Data section>
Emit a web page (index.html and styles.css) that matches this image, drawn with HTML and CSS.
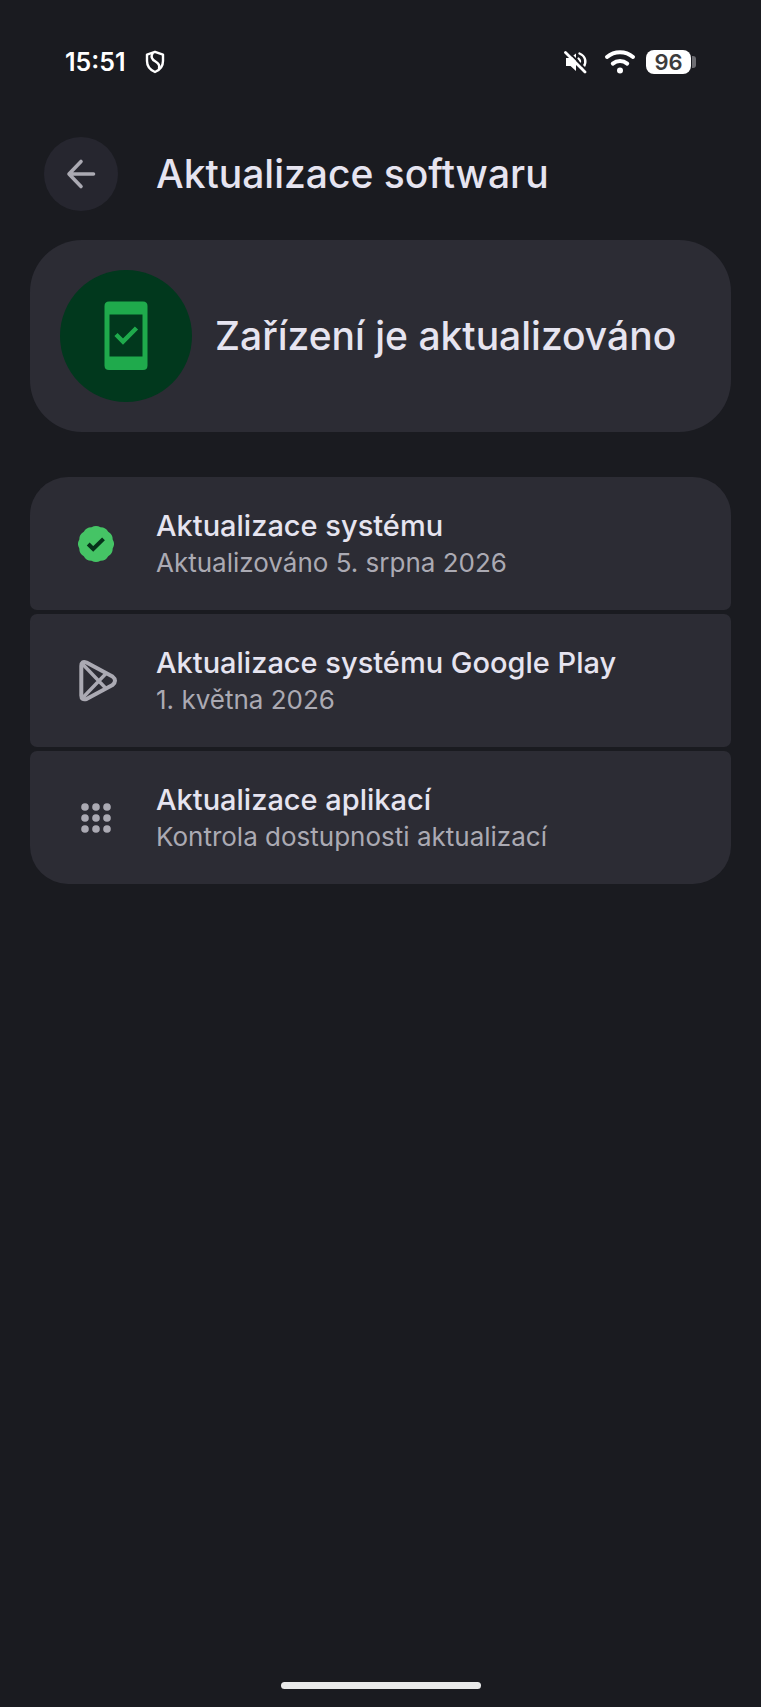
FILE: index.html
```html
<!DOCTYPE html>
<html lang="cs">
<head>
    <meta charset="UTF-8">
    <meta name="viewport" content="width=device-width, initial-scale=1.0">
    <title>Aktualizace softwaru</title>
    <link rel="stylesheet" href="styles.css">
</head>
<body>
    <div class="status-bar">
        <div class="status-group">
            <span class="clock">15:51</span>
            <svg class="shield" viewBox="0 0 20 24" width="20" height="24" fill="none" stroke="currentColor" stroke-linejoin="round" stroke-linecap="round">
                <path stroke-width="2.4" d="M10 1.8 L18 4.6 V11 C18 16.5 14.8 20 10 22 C5.2 20 2 16.5 2 11 V4.6 Z"/>
                <path stroke-width="2.4" d="M7.5 3.5 C5.5 7 7 9.5 10.5 11.5 C14 13.5 14.8 15.5 14 18"/>
            </svg>
        </div>
        <div class="status-group status-right">
            <svg class="mute" viewBox="0 0 24 24" width="24" height="24" fill="none" stroke="currentColor" stroke-linecap="round">
                <path fill="currentColor" stroke="none" d="M2 8 H6 L12 3.5 V21 L6.5 16 H2 Z"/>
                <path stroke-width="2.2" d="M14.5 8.5 C16 9.8 16.3 11.5 15.8 13"/>
                <path stroke-width="2.4" d="M15.5 3.5 C21.5 6 23 12 19.5 17"/>
                <path class="slash-gap" stroke-width="2" d="M3.5 1 L23 20.5"/>
                <path stroke-width="2.8" d="M1.5 2.5 L21 22"/>
            </svg>
            <div class="status-group signal">
                <svg class="wifi" viewBox="0 0 32 24" width="32" height="24" fill="none" stroke="currentColor" stroke-linecap="round">
                    <path stroke-width="4" d="M3 7 C10.5 0.5 21.5 0.5 29 7"/>
                    <path stroke-width="4" d="M8.8 13.6 C13 10.2 19 10.2 23.2 13.6"/>
                    <circle cx="16" cy="20.5" r="3" fill="currentColor" stroke="none"/>
                </svg>
                <div class="battery">
                    <span class="battery-level">96</span>
                    <span class="battery-tip"></span>
                </div>
            </div>
        </div>
    </div>

    <header class="app-bar">
        <button class="back-btn" type="button" aria-label="Zpět">
            <svg viewBox="0 0 32 32" width="32" height="32" fill="none" stroke="currentColor" stroke-width="3.6" stroke-linecap="round" stroke-linejoin="round">
                <path d="M28.5 16 H4 M16 3.5 L4 16 L16 28.5"/>
            </svg>
        </button>
        <h1>Aktualizace softwaru</h1>
    </header>

    <main>
        <section class="hero">
            <div class="hero-icon">
                <svg viewBox="0 0 44 70" width="44" height="70">
                    <path fill="currentColor" fill-rule="evenodd" d="M5 0.5 H39 Q43.5 0.5 43.5 5 V64.5 Q43.5 69 39 69 H5 Q0.5 69 0.5 64.5 V5 Q0.5 0.5 5 0.5 Z M5.5 13.5 V55.5 H38.5 V13.5 Z"/>
                    <path fill="none" stroke="currentColor" stroke-width="4.5" d="M12 33.5 L19 40.5 L32.5 27"/>
                </svg>
            </div>
            <h2>Zařízení je aktualizováno</h2>
        </section>

        <nav class="update-list">
            <a class="row" href="#system">
                <svg class="row-icon" viewBox="-24 -24 48 48" width="48" height="48">
                    <path class="badge" d="M-4.5 -16.7 Q0 -19.4 4.5 -16.7 Q9.7 -16.8 12.2 -12.2 Q16.8 -9.7 16.7 -4.5 Q19.4 0 16.7 4.5 Q16.8 9.7 12.2 12.2 Q9.7 16.8 4.5 16.7 Q0 19.4 -4.5 16.7 Q-9.7 16.8 -12.2 12.2 Q-16.8 9.7 -16.7 4.5 Q-19.4 0 -16.7 -4.5 Q-16.8 -9.7 -12.2 -12.2 Q-9.7 -16.8 -4.5 -16.7 Z"/>
                    <path class="badge-check" d="M-7.8 0 L-2.8 5 L7.5 -5.2"/>
                </svg>
                <span class="row-text">
                    <span class="row-title">Aktualizace systému</span>
                    <span class="row-sub">Aktualizováno 5. srpna 2026</span>
                </span>
            </a>
            <a class="row" href="#google-play">
                <svg class="row-icon" viewBox="0 0 48 48" width="48" height="48" fill="none" stroke="currentColor" stroke-width="4" stroke-linejoin="round">
                    <path d="M9.3 9 Q9.3 3.5 14.5 5.5 L40.5 19.5 Q45.5 23.5 40.5 28 L14.5 42 Q9.3 43.5 9.3 38.5 Z"/>
                    <path stroke-width="3.4" d="M10 6.5 L34.5 32 M10 41.5 L34.5 16"/>
                </svg>
                <span class="row-text">
                    <span class="row-title">Aktualizace systému Google Play</span>
                    <span class="row-sub">1. května 2026</span>
                </span>
            </a>
            <a class="row" href="#aplikace">
                <svg class="row-icon" viewBox="0 0 48 48" width="48" height="48" fill="currentColor">
                    <circle cx="13" cy="13" r="3.8"/><circle cx="24" cy="13" r="3.8"/><circle cx="35" cy="13" r="3.8"/>
                    <circle cx="13" cy="24" r="3.8"/><circle cx="24" cy="24" r="3.8"/><circle cx="35" cy="24" r="3.8"/>
                    <circle cx="13" cy="35" r="3.8"/><circle cx="24" cy="35" r="3.8"/><circle cx="35" cy="35" r="3.8"/>
                </svg>
                <span class="row-text">
                    <span class="row-title">Aktualizace aplikací</span>
                    <span class="row-sub">Kontrola dostupnosti aktualizací</span>
                </span>
            </a>
        </nav>
    </main>

    <div class="home-bar"></div>
</body>
</html>
```
FILE: styles.css
```css
:root{
    --bg:#1a1b20;
    --surface:#2c2c34;
    --button:#26262f;
    --text:#e6e4f0;
    --muted:#abaab3;
    --green:#1faa4c;
    --green-light:#45c465;
    --green-dark:#01381d;
}

*{margin:0;padding:0;box-sizing:border-box;}
body{
    min-height:100vh;
    display:flex;flex-direction:column;
    background:var(--bg);
    color:var(--text);
    font-family:Inter,Roboto,sans-serif;
}

/* ========= STATUS BAR ========= */
.status-bar{
    display:flex;justify-content:space-between;align-items:center;
    height:124px;padding:0 65px;
    color:#fff;
}
.status-group{display:flex;align-items:center;gap:19px;}
.status-right{gap:16px;}
.signal{gap:10px;}
.clock{font-size:25px;line-height:32px;font-weight:600;}
.slash-gap{stroke:var(--bg);}
.battery{display:flex;align-items:center;gap:1px;}
.battery-level{
    width:45px;height:24px;border-radius:8px;
    background:#fff;color:#3c3c3c;
    font-size:22px;line-height:24px;font-weight:600;text-align:center;
}
.battery-tip{width:4px;height:12px;border-radius:0 3px 3px 0;background:#6d6d72;}

/* ========= APP BAR ========= */
.app-bar{
    display:flex;align-items:center;gap:38px;
    padding:13px 44px 0;
}
.back-btn{
    display:flex;align-items:center;justify-content:center;
    width:74px;height:74px;border:none;border-radius:50%;
    background:var(--button);color:var(--muted);
}
h1,h2{font-size:39px;line-height:48px;font-weight:500;}

/* ========= HERO ========= */
main{padding:29px 30px 0;}
.hero{
    display:flex;align-items:center;gap:23px;
    padding:30px;border-radius:52px;
    background:var(--surface);
}
.hero-icon{
    display:flex;align-items:center;justify-content:center;flex-shrink:0;
    width:132px;height:132px;border-radius:50%;
    background:var(--green-dark);color:var(--green);
}

/* ========= UPDATE LIST ========= */
.update-list{
    display:flex;flex-direction:column;gap:4px;
    margin-top:45px;border-radius:38px;overflow:hidden;
}
.row{
    display:flex;align-items:center;gap:36px;
    padding:30px 42px;border-radius:7px;
    background:var(--surface);color:var(--text);text-decoration:none;
}
.row-icon{flex-shrink:0;color:var(--muted);}
.row-text{display:flex;flex-direction:column;}
.row-title{font-size:29px;line-height:38px;font-weight:500;}
.row-sub{font-size:26px;line-height:35px;color:var(--muted);}
.badge{fill:var(--green-light);}
.badge-check{fill:none;stroke:#06321a;stroke-width:4;}

/* ========= HOME BAR ========= */
.home-bar{
    width:200px;height:7px;border-radius:4px;
    margin:auto auto 18px;
    background:#e9eaea;
}
```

Directions> Copy out all lines from the material above that contain the string "index".

Written reply>
Emit a web page (index.html and styles.css) that matches this image, drawn with HTML and CSS.
FILE: index.html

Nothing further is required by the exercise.